> A central repository is precisely the wrong way to use a distributed change-management system
You still need a single point of truth for the actual release version, which everyone agrees to sync to, most especially the Release Build process.
Distributed VC means you can do your dev without always connecting to The Repo, you have full history, can make all the branches you want (and reap the ones that don't work), collaborate with others etc etc, but once you have The Fix or The New Feature you have to merge it into The Repo before it can be released.
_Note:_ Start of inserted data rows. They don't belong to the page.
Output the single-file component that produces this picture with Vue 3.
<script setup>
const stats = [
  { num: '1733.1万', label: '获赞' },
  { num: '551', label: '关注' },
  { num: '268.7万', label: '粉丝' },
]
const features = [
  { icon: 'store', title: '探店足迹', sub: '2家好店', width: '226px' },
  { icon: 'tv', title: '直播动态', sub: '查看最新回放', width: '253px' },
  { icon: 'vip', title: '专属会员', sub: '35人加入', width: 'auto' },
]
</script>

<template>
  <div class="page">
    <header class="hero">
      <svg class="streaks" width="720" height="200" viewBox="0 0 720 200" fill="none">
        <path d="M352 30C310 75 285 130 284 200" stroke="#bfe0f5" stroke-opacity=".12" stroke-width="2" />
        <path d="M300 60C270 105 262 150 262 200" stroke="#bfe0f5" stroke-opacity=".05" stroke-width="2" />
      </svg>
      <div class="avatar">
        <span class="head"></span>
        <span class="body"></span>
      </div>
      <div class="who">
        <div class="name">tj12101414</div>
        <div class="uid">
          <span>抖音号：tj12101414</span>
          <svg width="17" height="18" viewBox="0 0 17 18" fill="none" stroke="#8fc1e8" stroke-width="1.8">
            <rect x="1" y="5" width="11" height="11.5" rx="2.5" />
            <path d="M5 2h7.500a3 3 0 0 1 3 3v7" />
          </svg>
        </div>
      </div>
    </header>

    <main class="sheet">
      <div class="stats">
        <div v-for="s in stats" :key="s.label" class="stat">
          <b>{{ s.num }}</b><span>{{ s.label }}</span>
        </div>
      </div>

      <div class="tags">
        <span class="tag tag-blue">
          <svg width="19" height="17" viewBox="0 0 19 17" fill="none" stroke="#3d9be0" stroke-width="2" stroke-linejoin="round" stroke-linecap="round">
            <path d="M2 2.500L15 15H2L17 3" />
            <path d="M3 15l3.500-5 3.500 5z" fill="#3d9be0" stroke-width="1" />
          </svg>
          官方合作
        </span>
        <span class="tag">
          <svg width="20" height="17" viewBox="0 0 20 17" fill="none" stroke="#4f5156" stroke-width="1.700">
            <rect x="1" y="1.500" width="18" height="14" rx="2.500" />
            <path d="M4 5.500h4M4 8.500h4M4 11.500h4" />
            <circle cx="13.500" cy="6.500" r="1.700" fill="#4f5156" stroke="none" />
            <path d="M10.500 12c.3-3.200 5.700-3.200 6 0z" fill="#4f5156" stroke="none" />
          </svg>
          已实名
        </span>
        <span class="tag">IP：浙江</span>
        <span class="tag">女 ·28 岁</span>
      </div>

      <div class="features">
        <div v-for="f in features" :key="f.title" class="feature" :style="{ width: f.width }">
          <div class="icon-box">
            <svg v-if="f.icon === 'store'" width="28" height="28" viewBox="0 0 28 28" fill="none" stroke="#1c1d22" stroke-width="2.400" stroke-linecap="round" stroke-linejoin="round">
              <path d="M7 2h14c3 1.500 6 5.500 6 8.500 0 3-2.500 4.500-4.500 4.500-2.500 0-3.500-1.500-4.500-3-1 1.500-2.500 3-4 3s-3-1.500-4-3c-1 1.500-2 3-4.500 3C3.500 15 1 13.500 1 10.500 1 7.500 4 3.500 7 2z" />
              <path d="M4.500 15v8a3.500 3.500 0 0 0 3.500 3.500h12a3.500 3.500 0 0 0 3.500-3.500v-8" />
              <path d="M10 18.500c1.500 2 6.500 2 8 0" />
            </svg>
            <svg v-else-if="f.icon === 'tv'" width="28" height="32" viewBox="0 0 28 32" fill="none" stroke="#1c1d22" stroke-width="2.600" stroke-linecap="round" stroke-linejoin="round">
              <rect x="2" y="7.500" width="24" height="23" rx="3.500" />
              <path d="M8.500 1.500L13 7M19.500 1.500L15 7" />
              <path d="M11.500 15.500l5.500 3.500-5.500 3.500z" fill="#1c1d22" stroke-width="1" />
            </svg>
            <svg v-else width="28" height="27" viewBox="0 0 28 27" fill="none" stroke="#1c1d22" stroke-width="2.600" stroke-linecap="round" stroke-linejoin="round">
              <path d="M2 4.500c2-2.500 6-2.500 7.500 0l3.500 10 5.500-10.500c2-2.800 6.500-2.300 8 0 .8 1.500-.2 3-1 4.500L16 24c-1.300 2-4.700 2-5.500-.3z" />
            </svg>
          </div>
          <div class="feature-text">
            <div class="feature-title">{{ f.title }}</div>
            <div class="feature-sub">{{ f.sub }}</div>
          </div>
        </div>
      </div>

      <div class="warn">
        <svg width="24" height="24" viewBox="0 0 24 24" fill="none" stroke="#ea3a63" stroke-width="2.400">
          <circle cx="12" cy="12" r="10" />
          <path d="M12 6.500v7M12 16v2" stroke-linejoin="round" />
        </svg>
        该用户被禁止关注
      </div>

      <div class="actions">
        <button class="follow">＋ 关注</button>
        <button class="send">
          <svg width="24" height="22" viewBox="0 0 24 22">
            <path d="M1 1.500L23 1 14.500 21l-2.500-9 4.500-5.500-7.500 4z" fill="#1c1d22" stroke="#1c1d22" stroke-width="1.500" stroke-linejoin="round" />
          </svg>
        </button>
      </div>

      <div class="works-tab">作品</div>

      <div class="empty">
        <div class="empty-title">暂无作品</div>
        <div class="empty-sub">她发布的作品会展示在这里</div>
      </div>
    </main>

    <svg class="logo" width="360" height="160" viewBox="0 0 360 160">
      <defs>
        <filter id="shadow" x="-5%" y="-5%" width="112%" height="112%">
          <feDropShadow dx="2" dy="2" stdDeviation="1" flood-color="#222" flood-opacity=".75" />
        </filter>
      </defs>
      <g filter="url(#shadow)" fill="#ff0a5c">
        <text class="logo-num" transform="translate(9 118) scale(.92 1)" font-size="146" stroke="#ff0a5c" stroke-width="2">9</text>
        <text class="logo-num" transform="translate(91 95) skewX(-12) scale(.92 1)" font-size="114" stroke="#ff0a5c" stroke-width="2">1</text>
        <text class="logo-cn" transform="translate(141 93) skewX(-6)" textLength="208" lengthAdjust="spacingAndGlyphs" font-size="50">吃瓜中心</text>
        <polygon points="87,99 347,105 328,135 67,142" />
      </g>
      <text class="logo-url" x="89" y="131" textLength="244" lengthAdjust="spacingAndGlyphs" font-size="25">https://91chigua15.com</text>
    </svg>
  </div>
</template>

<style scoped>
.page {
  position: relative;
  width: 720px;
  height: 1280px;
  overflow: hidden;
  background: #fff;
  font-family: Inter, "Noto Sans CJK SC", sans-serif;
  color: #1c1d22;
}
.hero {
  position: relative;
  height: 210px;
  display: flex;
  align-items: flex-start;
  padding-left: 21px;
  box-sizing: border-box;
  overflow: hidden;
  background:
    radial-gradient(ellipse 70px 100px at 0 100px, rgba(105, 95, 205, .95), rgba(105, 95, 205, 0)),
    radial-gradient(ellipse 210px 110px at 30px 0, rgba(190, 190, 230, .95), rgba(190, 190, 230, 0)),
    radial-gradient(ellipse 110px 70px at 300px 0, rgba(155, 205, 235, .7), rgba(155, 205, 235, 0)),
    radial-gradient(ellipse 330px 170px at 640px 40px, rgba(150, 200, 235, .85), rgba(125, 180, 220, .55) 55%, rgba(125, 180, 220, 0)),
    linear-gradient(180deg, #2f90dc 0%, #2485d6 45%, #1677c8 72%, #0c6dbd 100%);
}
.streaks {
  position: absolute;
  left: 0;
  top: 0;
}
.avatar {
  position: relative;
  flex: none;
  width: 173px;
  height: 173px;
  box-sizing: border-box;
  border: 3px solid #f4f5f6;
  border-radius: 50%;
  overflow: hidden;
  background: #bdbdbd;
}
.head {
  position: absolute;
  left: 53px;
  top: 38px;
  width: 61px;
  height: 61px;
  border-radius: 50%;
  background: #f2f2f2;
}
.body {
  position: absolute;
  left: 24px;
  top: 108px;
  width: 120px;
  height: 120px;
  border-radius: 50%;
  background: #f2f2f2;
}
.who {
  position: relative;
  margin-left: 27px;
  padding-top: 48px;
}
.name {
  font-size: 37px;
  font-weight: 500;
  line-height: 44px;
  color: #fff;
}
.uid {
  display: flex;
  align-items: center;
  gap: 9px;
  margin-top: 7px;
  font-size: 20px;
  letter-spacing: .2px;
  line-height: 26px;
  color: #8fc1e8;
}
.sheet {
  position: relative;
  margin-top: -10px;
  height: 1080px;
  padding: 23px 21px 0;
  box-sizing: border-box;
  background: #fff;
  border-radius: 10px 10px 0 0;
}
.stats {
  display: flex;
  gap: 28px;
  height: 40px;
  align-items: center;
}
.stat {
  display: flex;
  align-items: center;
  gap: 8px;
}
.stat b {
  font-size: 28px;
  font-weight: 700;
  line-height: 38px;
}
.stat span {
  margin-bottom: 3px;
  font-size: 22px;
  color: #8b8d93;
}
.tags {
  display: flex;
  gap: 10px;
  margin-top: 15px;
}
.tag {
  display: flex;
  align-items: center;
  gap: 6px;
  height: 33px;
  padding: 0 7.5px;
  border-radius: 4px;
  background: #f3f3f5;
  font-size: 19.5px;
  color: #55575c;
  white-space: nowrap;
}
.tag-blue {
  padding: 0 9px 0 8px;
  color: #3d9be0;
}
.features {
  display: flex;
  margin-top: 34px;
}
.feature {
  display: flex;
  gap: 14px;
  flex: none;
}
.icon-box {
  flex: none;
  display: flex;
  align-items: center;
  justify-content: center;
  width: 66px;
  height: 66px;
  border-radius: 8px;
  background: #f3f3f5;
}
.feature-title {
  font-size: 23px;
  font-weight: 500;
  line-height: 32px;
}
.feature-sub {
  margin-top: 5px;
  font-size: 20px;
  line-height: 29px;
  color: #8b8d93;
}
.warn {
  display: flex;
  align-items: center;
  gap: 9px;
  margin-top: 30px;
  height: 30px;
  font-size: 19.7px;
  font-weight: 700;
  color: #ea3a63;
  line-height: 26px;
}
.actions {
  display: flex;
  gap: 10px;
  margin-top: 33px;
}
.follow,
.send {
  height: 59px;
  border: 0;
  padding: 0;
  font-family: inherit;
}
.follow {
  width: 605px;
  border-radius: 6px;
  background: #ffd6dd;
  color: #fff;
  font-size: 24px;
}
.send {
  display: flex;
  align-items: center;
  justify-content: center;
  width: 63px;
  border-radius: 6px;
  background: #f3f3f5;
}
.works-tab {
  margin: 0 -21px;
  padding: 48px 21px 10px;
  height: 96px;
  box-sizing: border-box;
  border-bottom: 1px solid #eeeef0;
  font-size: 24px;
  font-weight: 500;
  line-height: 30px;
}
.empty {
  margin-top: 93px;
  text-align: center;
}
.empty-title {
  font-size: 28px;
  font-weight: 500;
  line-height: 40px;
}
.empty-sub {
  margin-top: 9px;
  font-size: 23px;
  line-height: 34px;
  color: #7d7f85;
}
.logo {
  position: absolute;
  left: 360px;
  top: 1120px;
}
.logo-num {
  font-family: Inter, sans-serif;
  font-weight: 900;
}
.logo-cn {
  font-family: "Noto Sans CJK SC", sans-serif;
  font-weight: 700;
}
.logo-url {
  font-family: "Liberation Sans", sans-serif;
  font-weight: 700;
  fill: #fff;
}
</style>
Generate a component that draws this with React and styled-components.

Otherwise your company/project can not have any guarantees about what is actually in a release if you just made it from whatever is sitting in a random repo on someone's laptop.
BUT The Repo just needs to be a simple Git (or whichever) repo on a machine that has been blessed. If you are all in-house it can just be a.n.other box on the LAN, otherwise hosting it somewhere accessible to anyone on the Internet is rather useful.
The whole GitHub thing is less about Git than it is all the stuff they put on top - and I'm not going to particularly praise that.[1]
[1] Personally, I think they got obsessed with Ruby and will never forgive them for recoding their Markup entirely in Ruby, instead of adding the features they wanted to the C library they'd been using! Obviously, if they'd (had the ability to) update the C lib, then everyone - Ruby, Python, C/C++ etc - could have used it directly. Not only did this make a total mockery of "GitHub, we are all about people collaborating together to make their projects better" but it guaranteed that we had yet ANOTHER *incompatible* dialect of Markup: even before being bought out by Microsoft, they had "Embrace, Extend" bit down pat!